I am delighted to have secured this debate. Although I have been a Member of Parliament for seven years, this is the first Adjournment debate that I have secured, and I am pleased that it is on such an important topic. Depending on the Minister’s response, it is potentially a groundbreaking debate about an aspect of the planning process that will affect all constituency MPs and the local government areas with which we work.
I remember the Sustainable Communities Act 2007 from the previous Parliament. The Bill had cross-party support but began in the 2001 Parliament with my former colleague, Sue Doughty, then the Liberal Democrat MP for Guildford. Sadly, she lost her seat in 2005, but the baton was taken up by Mr Hurd, who is now a Member of the coalition Government. The Bill became law in 2007 and is a bottom-up process in legislation—I know that the Minister, whom I greatly admire for his philosophy of localism, has endorsed it on many occasions.
Under the Act, the Government have a duty to help local councils and communities by responding to their suggestions. It is not only about consultation, but about trying to reach agreement with central Government on how those suggestions could be taken forward. If that practice is adopted, it would represent a whole new strand of governance at local level in our country.
There was considerable enthusiasm across the country for the Bill even before it became an Act. In my first year as a Member of Parliament, I addressed a packed public meeting at the Elmgrove centre in Redland in my constituency. That was the first time that I worked with Local Works, which campaigned for the Bill outside Parliament. Steve Shaw, who heads that organisation, has helped me to prepare for today’s debate. The Act had cross-party support and showed the House of Commons at its best. Its purpose was to enable local councillors and communities to put suggestions to central Government on how to improve governance at local level. Today’s debate concerns an example of a council that has taken advantage of that legislation.
In June last year, a small council in Suffolk, Leiston-cum-Sizewell town council, faced a difficult situation when it was sent a planning application for a large out-of-town retail development. Although Suffolk Coastal district council is the planning authority, parish and town councils such as Leiston-cum-Sizewell have a statutory duty to comment and a right to be consulted on such applications. The application in question presented the council with something of a problem: it was 12 inches thick and consisted of 10 specialist consultant reports that had been prepared by the applicant or their advisers. The council could have made comments based on community feeling, or it could have worked diligently and properly—as I am sure its electors would have expected it to do—and ploughed through that documentation and come to a considered opinion. Essentially, we are all in the same position. I am often asked as an MP to comment on planning applications in my constituency. As it is a city-centre constituency, a huge number of such applications are received every week, let alone throughout the year, so I do feel the pain that that small town council in Suffolk experienced last year.
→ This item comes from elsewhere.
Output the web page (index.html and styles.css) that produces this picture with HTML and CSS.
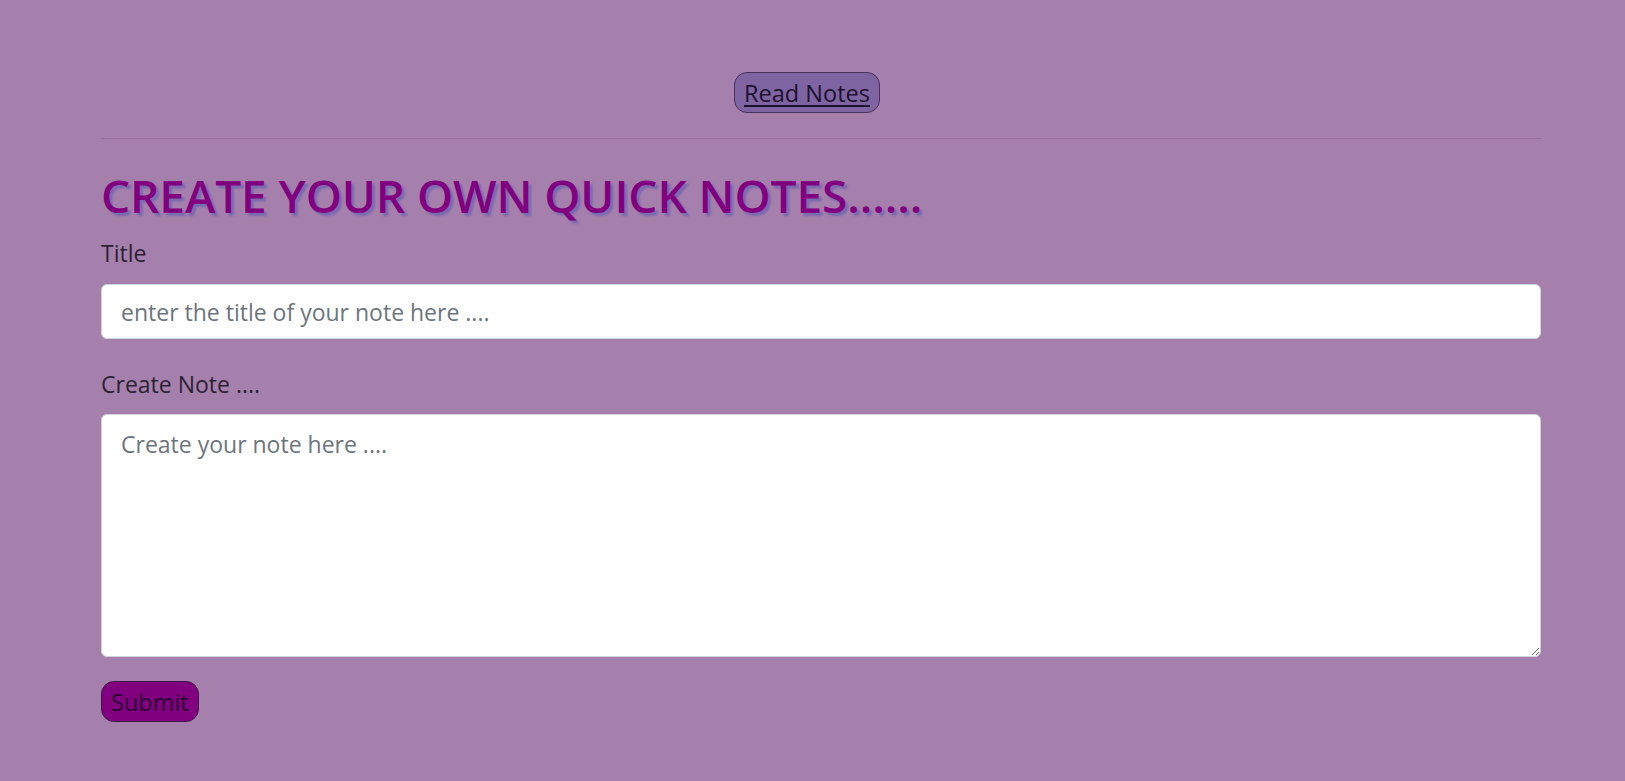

District councils, or unitary authorities such as the one that I am more used to in Bristol, have large planning departments and professional planning consultants to advise councillors when determining planning applications. Parish and town councils, however, usually have only a town clerk who may even work part-time, so the whole system is stacked against them.
The proposal from Leiston-cum-Sizewell is designed to address such situations. At its meeting, the town council asked for two things, and I hope that the Minister will respond to these requests. First:
“That any applicant or representatives of any applicant who submits such an application that will have a significant effect on an area must, if requested by the Town or Parish Council attend a meeting of (i) that Council to answer questions from elected councillors; and (ii) a Town or Parish Meeting,” of all citizens in the area who are interested in the application. Such a move would have an effect across the country. Large urban areas, such as Bristol West which I represent, are not in parishes but they have active residents associations. Liberal Democrat controlled Bristol city council has set up a network of neighbourhood forums in which local councillors can comment and exercise decision-making powers over expenditure in their communities. Such a proposal could be applied across the country.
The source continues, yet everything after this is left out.